Interface markup and scripts

----

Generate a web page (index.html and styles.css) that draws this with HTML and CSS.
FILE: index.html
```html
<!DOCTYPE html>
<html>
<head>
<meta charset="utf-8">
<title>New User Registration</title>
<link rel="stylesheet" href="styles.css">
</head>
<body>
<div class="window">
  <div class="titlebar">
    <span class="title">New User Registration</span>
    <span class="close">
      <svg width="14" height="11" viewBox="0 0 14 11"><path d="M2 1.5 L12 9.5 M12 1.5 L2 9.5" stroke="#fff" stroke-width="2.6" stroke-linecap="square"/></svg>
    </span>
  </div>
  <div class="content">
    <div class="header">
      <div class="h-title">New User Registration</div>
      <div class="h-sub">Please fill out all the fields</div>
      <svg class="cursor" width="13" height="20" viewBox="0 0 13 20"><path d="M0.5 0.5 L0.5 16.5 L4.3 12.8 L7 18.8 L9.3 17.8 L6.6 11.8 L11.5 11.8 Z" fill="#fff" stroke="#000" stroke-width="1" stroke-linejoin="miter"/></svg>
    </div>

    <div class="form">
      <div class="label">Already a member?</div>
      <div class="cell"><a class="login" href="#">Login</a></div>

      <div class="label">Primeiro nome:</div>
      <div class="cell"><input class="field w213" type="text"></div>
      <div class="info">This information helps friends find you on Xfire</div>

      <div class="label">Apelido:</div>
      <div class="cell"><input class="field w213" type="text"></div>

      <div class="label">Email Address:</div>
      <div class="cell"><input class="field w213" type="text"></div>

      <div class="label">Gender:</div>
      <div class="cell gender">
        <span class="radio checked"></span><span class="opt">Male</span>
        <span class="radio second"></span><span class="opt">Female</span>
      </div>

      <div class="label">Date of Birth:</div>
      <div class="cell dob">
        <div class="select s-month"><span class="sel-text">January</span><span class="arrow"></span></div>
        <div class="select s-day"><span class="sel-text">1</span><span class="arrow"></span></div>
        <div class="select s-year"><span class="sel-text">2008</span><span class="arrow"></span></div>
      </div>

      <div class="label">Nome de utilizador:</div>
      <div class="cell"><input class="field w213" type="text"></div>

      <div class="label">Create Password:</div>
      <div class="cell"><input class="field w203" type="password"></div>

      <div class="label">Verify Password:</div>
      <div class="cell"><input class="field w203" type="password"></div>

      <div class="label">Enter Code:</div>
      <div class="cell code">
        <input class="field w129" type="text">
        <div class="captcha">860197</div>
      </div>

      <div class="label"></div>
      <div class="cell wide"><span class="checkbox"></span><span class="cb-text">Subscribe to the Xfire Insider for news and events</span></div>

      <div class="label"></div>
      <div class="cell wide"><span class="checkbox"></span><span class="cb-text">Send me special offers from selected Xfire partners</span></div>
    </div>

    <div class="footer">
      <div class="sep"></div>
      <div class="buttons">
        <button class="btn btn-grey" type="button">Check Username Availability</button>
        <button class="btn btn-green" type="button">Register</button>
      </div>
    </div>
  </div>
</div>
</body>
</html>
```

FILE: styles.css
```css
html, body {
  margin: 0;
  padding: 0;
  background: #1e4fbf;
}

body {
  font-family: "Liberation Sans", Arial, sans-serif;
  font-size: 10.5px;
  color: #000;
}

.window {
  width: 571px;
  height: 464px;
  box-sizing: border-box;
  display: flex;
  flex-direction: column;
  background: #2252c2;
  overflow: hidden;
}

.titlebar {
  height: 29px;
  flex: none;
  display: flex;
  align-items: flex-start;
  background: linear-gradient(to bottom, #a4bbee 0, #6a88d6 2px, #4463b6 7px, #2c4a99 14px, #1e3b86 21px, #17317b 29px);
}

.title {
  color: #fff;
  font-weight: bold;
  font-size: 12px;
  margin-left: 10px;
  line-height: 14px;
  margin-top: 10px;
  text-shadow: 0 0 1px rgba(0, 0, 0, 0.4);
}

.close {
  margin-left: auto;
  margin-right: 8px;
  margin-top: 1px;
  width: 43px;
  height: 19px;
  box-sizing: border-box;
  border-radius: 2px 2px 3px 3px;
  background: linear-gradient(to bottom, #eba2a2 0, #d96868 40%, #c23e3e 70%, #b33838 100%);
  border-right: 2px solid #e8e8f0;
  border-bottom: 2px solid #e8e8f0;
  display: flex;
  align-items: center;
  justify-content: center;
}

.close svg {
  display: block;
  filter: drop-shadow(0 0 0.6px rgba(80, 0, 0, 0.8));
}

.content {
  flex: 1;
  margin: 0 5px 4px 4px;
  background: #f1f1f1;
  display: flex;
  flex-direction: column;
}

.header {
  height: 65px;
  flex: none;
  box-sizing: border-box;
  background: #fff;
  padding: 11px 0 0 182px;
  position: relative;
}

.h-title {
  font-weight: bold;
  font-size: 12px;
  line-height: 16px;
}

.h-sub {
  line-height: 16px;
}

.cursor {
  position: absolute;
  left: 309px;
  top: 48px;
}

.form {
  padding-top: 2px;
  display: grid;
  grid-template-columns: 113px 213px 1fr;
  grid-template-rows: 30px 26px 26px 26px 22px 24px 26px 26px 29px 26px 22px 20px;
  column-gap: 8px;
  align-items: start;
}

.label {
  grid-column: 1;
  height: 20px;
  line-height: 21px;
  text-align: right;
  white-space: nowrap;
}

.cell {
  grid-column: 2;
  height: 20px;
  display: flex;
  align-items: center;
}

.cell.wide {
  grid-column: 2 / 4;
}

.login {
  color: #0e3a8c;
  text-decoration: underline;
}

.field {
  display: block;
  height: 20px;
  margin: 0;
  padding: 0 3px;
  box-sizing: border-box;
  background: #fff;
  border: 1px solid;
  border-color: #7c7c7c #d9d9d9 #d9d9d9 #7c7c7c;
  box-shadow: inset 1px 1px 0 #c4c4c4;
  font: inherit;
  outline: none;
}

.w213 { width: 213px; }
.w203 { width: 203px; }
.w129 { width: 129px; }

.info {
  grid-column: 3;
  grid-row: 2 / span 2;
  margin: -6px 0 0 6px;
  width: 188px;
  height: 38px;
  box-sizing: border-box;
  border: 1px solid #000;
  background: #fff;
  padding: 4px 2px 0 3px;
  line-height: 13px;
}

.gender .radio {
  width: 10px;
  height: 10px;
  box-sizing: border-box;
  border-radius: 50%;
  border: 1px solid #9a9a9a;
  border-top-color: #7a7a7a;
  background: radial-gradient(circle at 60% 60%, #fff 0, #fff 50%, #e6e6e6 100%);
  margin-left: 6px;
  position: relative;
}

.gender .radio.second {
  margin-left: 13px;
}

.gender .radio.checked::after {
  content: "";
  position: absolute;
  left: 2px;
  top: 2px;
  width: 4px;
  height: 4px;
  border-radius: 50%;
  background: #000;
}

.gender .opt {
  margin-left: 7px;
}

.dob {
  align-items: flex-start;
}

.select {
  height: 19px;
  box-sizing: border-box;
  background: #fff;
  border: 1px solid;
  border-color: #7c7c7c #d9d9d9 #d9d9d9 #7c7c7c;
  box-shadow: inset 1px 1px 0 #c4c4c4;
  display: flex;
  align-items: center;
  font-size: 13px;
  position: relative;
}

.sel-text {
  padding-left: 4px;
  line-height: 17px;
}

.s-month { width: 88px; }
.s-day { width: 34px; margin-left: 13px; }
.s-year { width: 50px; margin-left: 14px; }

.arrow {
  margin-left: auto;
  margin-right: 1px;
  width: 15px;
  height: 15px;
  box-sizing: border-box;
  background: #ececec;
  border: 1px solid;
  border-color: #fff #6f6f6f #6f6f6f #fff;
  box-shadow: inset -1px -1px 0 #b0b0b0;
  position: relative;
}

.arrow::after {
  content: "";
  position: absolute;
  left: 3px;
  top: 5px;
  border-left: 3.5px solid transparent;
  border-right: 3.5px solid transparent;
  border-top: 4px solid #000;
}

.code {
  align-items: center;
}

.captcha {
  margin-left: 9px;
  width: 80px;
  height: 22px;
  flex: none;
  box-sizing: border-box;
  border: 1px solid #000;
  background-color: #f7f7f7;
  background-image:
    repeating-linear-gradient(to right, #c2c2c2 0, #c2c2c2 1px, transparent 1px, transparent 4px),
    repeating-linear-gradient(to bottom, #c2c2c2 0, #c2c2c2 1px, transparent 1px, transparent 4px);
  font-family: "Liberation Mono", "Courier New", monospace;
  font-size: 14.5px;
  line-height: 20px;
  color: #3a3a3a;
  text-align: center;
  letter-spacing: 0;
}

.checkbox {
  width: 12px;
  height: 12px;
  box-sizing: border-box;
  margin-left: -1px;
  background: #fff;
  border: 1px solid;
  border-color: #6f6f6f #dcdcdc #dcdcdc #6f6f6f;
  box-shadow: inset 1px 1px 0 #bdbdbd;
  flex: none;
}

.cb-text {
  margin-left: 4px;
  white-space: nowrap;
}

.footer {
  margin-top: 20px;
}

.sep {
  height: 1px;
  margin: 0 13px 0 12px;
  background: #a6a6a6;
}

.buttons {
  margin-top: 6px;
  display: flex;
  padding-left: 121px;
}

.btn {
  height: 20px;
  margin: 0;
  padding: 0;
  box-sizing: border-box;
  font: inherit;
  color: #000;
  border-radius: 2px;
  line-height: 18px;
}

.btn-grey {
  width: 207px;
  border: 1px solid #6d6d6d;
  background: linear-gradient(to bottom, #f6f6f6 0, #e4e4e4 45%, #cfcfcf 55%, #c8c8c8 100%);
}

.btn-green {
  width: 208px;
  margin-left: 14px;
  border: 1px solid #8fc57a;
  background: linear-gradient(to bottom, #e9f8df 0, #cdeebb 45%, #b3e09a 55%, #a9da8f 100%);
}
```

----

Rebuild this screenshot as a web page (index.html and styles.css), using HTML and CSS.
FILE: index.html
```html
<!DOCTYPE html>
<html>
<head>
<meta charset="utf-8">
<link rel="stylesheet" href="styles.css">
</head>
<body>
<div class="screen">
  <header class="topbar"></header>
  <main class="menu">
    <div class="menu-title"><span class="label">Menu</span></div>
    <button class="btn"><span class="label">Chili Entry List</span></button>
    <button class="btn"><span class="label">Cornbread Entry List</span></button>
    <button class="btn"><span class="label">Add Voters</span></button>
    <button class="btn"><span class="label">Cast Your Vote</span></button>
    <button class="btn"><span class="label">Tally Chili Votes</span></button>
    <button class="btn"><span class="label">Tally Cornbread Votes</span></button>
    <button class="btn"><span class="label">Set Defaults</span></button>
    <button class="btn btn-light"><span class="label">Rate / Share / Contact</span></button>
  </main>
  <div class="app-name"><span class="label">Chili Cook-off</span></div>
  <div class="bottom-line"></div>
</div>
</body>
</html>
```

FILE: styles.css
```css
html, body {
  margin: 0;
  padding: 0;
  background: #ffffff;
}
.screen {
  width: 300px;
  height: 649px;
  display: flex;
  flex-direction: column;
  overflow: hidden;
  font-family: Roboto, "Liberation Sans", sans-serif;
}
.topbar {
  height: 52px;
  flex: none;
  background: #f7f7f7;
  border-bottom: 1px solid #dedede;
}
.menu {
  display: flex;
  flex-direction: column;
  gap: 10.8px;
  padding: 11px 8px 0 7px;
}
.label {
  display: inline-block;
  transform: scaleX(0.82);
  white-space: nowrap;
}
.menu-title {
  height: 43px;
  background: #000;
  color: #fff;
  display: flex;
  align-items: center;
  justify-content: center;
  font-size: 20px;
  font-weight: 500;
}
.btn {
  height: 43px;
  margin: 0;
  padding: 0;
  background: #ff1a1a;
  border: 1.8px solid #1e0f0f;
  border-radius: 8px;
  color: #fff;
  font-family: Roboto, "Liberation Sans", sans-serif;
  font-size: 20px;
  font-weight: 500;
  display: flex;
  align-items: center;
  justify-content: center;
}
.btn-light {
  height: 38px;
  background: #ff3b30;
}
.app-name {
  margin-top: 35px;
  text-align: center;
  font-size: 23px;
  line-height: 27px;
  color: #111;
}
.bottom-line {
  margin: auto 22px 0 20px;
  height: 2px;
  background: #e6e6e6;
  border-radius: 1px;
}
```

----

Within the data above, pick out all lines holding the word "page".

Generate a web page (index.html and styles.css) that draws this with HTML and CSS.
Rebuild this screenshot as a web page (index.html and styles.css), using HTML and CSS.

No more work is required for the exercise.